Technical Details & Behind the Scenes:

  • System Configuration: The B200 system has eight Blackwell GPUs, with the demo using four of them.
  • Docker Containerization: The Llama 4 model runs within a Docker container.
  • Logging and Monitoring: Logs capture the model's responses and performance metrics.
  • Resource Usage: The demo monitors KV cache usage and cache hit rates.
  • Parameter Count & Memory: Llama 4 (100B parameter version) requires around 200GB of memory to load.
  • Token Processing Speed: The demo shows token processing speeds (e.g. 6,329 tokens per second for Romeo and Juliet).
  • Bolt API: The Bolt API is used for communication between the Slack front-end and the backend model.

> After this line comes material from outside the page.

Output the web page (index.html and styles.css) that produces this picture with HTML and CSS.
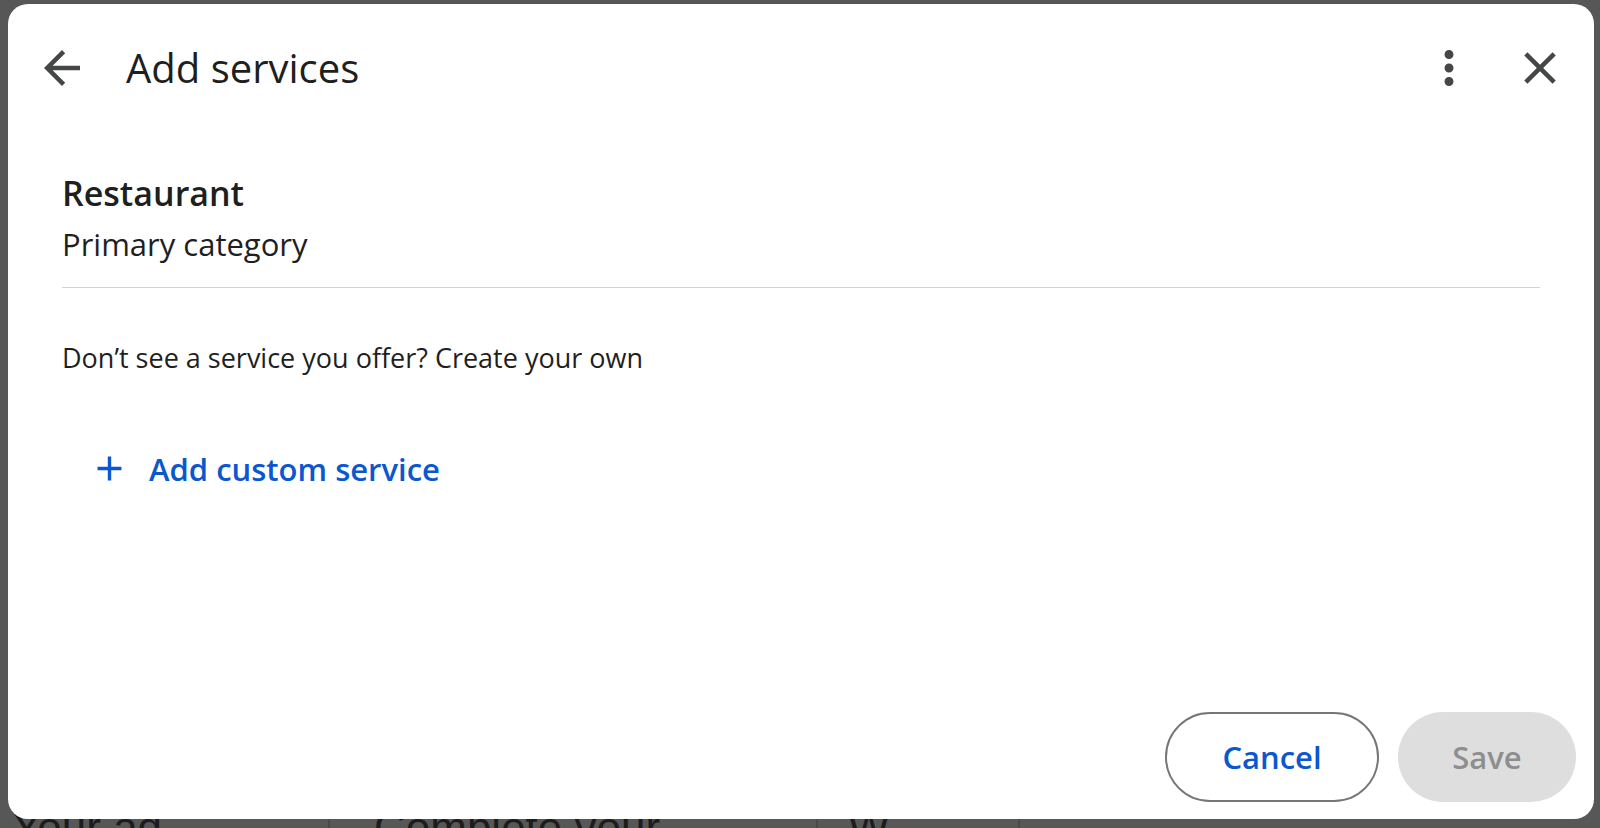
FILE: index.html
```html
<html lang="en">
<head>
    <meta charset="UTF-8">
    <meta name="viewport" content="width=device-width, initial-scale=1.0">
    <title>Add services</title>
    <link rel="stylesheet" href="styles.css">
</head>
<body>
    <div id="backdrop">
        <span class="bg-text first">Your ad</span>
        <span class="bg-rule"></span>
        <span class="bg-text second">Complete your</span>
        <span class="bg-rule"></span>
        <span class="bg-text third">W</span>
        <span class="bg-rule"></span>
    </div>

    <div id="dialog">
        <div id="dialog-header">
            <button class="icon-button" title="Back">
                <svg viewBox="0 0 24 24"><path d="M20 11H7.83l5.59-5.59L12 4l-8 8 8 8 1.41-1.41L7.83 13H20v-2z"/></svg>
            </button>
            <h1 id="dialog-title">Add services</h1>
            <button class="icon-button" title="More">
                <svg viewBox="0 0 24 24"><path d="M12 8c1.1 0 2-.9 2-2s-.9-2-2-2-2 .9-2 2 .9 2 2 2zm0 2c-1.1 0-2 .9-2 2s.9 2 2 2 2-.9 2-2-.9-2-2-2zm0 6c-1.1 0-2 .9-2 2s.9 2 2 2 2-.9 2-2-.9-2-2-2z"/></svg>
            </button>
            <button class="icon-button" title="Close">
                <svg viewBox="0 0 24 24"><path d="M19 6.41L17.59 5 12 10.59 6.41 5 5 6.41 10.59 12 5 17.59 6.41 19 12 13.41 17.59 19 19 17.59 13.41 12z"/></svg>
            </button>
        </div>

        <div id="dialog-body">
            <div id="category">
                <h2 class="category-name">Restaurant</h2>
                <p class="category-type">Primary category</p>
            </div>

            <p class="hint">Don’t see a service you offer? Create your own</p>

            <button id="add-custom">
                <svg viewBox="0 0 24 24"><path d="M19 13h-6v6h-2v-6H5v-2h6V5h2v6h6v2z"/></svg>
                <span>Add custom service</span>
            </button>
        </div>

        <div id="dialog-footer">
            <button id="cancel-button">Cancel</button>
            <button id="save-button" disabled>Save</button>
        </div>
    </div>
</body>
</html>
```

FILE: styles.css
```css
body {
    margin: 0;
    width: 1600px;
    height: 828px;
    overflow: hidden;
    background: #575757;
    font-family: "Open Sans", Arial, sans-serif;
    color: #1f1f1f;
    position: relative;
}

/* dimmed page behind the dialog */
#backdrop {
    position: absolute;
    left: 0;
    top: 806px;
    width: 100%;
    display: flex;
    align-items: flex-start;
    color: #1c1c1c;
}

.bg-text {
    font-family: "Liberation Sans", Arial, sans-serif;
    font-size: 44px;
    line-height: 44px;
}

.bg-text.first {
    margin-left: 12px;
    width: 316px;
}

.bg-text.second {
    margin-left: 44px;
    width: 442px;
}

.bg-text.third {
    margin-left: 30px;
    width: 170px;
}

.bg-rule {
    width: 2px;
    height: 40px;
    background: #4a4a4a;
}

#dialog {
    position: relative;
    z-index: 1;
    margin: 4px 6px 0 8px;
    height: 815px;
    background: #fff;
    border-radius: 20px;
    display: flex;
    flex-direction: column;
}

#dialog-header {
    height: 128px;
    display: flex;
    align-items: center;
    padding: 0 27px;
}

.icon-button {
    width: 54px;
    height: 54px;
    padding: 0;
    border: none;
    background: none;
    cursor: pointer;
}

.icon-button svg {
    width: 54px;
    height: 54px;
    fill: #444746;
    display: block;
}

#dialog-title {
    flex: 1;
    margin: 0 0 0 37px;
    font-size: 40px;
    line-height: 48px;
    font-weight: 400;
}

#dialog-header .icon-button + .icon-button {
    margin-left: 37px;
}

#dialog-body {
    padding: 0 54px;
}

#category {
    padding: 39px 0 24px;
    border-bottom: 1px solid #d3d3d3;
}

.category-name {
    margin: 0;
    font-size: 34px;
    line-height: 44px;
    font-weight: 600;
}

.category-type {
    margin: 10px 0 0;
    font-size: 31px;
    line-height: 38px;
}

.hint {
    margin: 52px 0 0;
    font-size: 27px;
    line-height: 36px;
}

#add-custom {
    margin: 72px 0 0 27px;
    padding: 0;
    border: none;
    background: none;
    display: flex;
    align-items: center;
    color: #0b57d0;
    font-family: inherit;
    font-size: 31px;
    line-height: 40px;
    font-weight: 600;
    cursor: pointer;
}

#add-custom svg {
    width: 41px;
    height: 41px;
    fill: #0b57d0;
    margin-right: 19px;
}

#dialog-footer {
    margin-top: auto;
    padding: 0 18px 17px 0;
    display: flex;
    justify-content: flex-end;
    gap: 19px;
}

#dialog-footer button {
    height: 90px;
    border-radius: 45px;
    font-family: inherit;
    font-size: 31px;
    font-weight: 600;
    cursor: pointer;
}

#cancel-button {
    width: 214px;
    background: #fff;
    color: #0b57d0;
    border: 2px solid #747775;
}

#save-button {
    width: 178px;
    background: #dedede;
    color: #8e8e8e;
    border: none;
}
```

Bolt enables querying Slack information, such as user details.

Llama 4 Model Information:

  • Latest Model from Meta: Llama 4 is the latest large language model from Meta.
  • Mixture of Experts Architecture: This architecture allows for flexible and efficient use of parameters, enabling larger models.
  • Long Context Length: Llama 4 has a large context length (up to 10 million tokens), enabling it to process more data, including images, videos, and lengthy documents.
  • Scout Version: The demo utilizes the "Scout" version of Llama 4, which is smaller than other versions but still has a large context length.
  • Different Model Variants: There are different versions of Llama 4 with varying parameter counts and context lengths (Scout vs. other versions).